La de Blasco Ibáñez fue una vida explosiva. Incitó revueltas, puso en apuros a Alfonso XIII y al dictador Primo de Rivera y pisó la carcel más veces de más que podía recordar. Sufrió la pobreza, tejió conspiraciones e incubó esa mezcla de idealismo republicano y odio anticlerical que vino en llamarse blasquismo. Marchó a Argentina como colono, con el furor de todo un Fitzcarraldo, y la empresa acabó como el rosario de la aurora, dejándolo desplumado. Se batió en duelo unas cuantas ocasiones: la última, con un teniente de la guardia civil que, para colmo, era especialmente hábil con la pistola; que Blasco olvidara quitarse el cinturón, incumpliendo una regla básica del duelo, permitió que la hebilla detuviese la bala.
«La de Blasco Ibáñez fue una vida explosiva. Incitó revueltas, puso en apuros a Alfonso XIII y al dictador Primo de Rivera y pisó la carcel más veces de más que podía recordar. Sufrió la pobreza, tejió conspiraciones e incubó esa mezcla de idealismo republicano y odio anticlerical que vino en llamarse blasquismo»
En las novelas de Wodehouse, Bertie Wooster hace referencia a las novelas de «Vicente Blasco nosequé», como ejemplo de autor masivo que conoce todo el mundo. Los cuatro jinetes del Apocalipsis se convirtió en el libro más vendido de la historia de Estados Unidos después de La cabaña del tío Tom. Rodolfo Valentino interpretó al torero protagonista de Sangre y arena en una película de enorme éxito. Algo del encanto blasquista permanecía siete décadas después, cuando Sharon Stone protagonizó su remake. Al verlo en un cine de Tokio, el joven Atsuhiro Shimoyama decidió viajar a España y convertirse en «El Niño del Sol Naciente».
Blasco Ibáñez murió un 28 de enero tal como hoy (y nació un 29 de enero tal como mañana). Desde Cervantes, ningún autor español logró ser tan conocido extramuros de su patria. Sobra decir que los propios españoles, siempre obstinados en no llegar tarde a las cosas, hemos sido los primeros en olvidarlo.
¡Cómo rabiaban sus compañeros de generación! Pérez de Ayala despachaba su éxito aduciendo que se debía a una mera adecuación a los gustos cambiantes del público. Ortega rechazaba el naturalismo de sus primeras novelas, aduciendo que «se veía demasiado». Aún elogiando su energía, los académicos criticaban su descuido estilístico: ¿acaso la política -insinuaban- le deja poco tiempo para escribir?
Para darles en los morros, Blasco se paseaba en Cadillac y presumía de los mil quinientos dólares que el Chicago Tribune le pagaba por una historia corta, mientras ellos recibían dos duros, en el mejor de los casos, por sus piezas en prensa.
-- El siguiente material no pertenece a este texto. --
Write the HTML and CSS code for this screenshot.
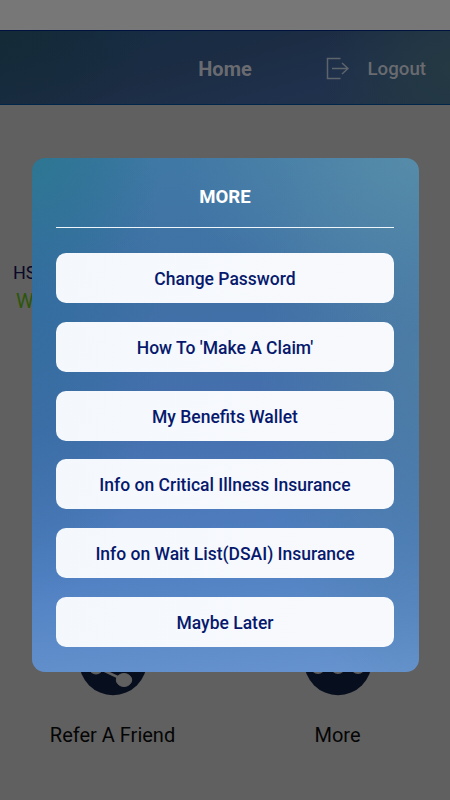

Otros señalaban que fuera un escritor tan «poco castellano», a lo que Blasco se limitaba a contestar con una pregunta: si ocho millones de personas compraban la Cosmopolitan para leer sus cuentos, ¿cuántos los leían a ellos?
En la cima de su éxito, Blasco adquirió una villa en la Riviera francesa que convirtió en alquería. Había un busto de Cervantes y varias escenas del Quijote representadas en azulejos que había mandado traer de Sevilla. Los naranjos y la tierra venían, en cambio, de Valencia. Así los visitantes podían respirar el aire de su tierra. Algunos se lo encontraban blandiendo una naranja, un esfera tan bruñida y lustrosa que parecía un adorno de navidad. Si no fuera imposible, uno se inclinaría a preguntarse si no se trataba de la misma naranja de su infancia, aquella que le había traído tanta suerte.